We have investigated the suggestion that Jesus was only an admired human teacher, and that the story of his resurrection was an exaggeration that reflected later pagan influence. Overall, this argument is not supported by the cumulative evidence related to early belief in Jesus’s resurrection and deity, the lack of a pagan precedent for the resurrection narrative, differences between apotheosis and Jesus’s resurrection, and the extensive communication between the early churches.


But if the resurrection narrative was not a later addition to the Jesus tradition, is it possible that Jesus’s Jerusalem disciples invented the story, either through sincere error or deliberate fabrication? The next article explores this possibility.

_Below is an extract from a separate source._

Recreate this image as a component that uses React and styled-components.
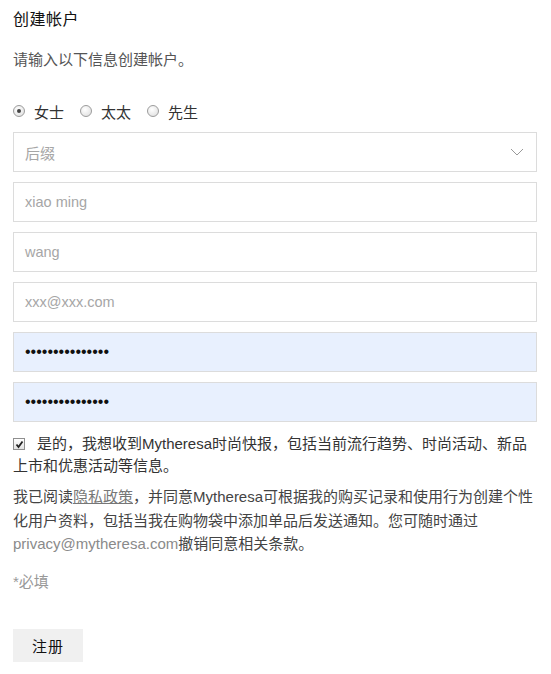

[1]. See Tacitus, Annals 15.44; Pliny, Epistles 10.96. [2]. No one finds it easy to comprehend a being that is both divine and human. The New Testament writers did not even try to explain how this was possible—they simply accepted that this was Jesus’s nature. [3]. See Köstenberger and Kruger, Heresy of Orthodoxy, 59; Wright, Victory, 63; McGrath, Heresy, 44–45. Judaic scholar Alfred Edersheim points out that specialist letter carriers seem to have been used for delivering communications (Life and Times, 92).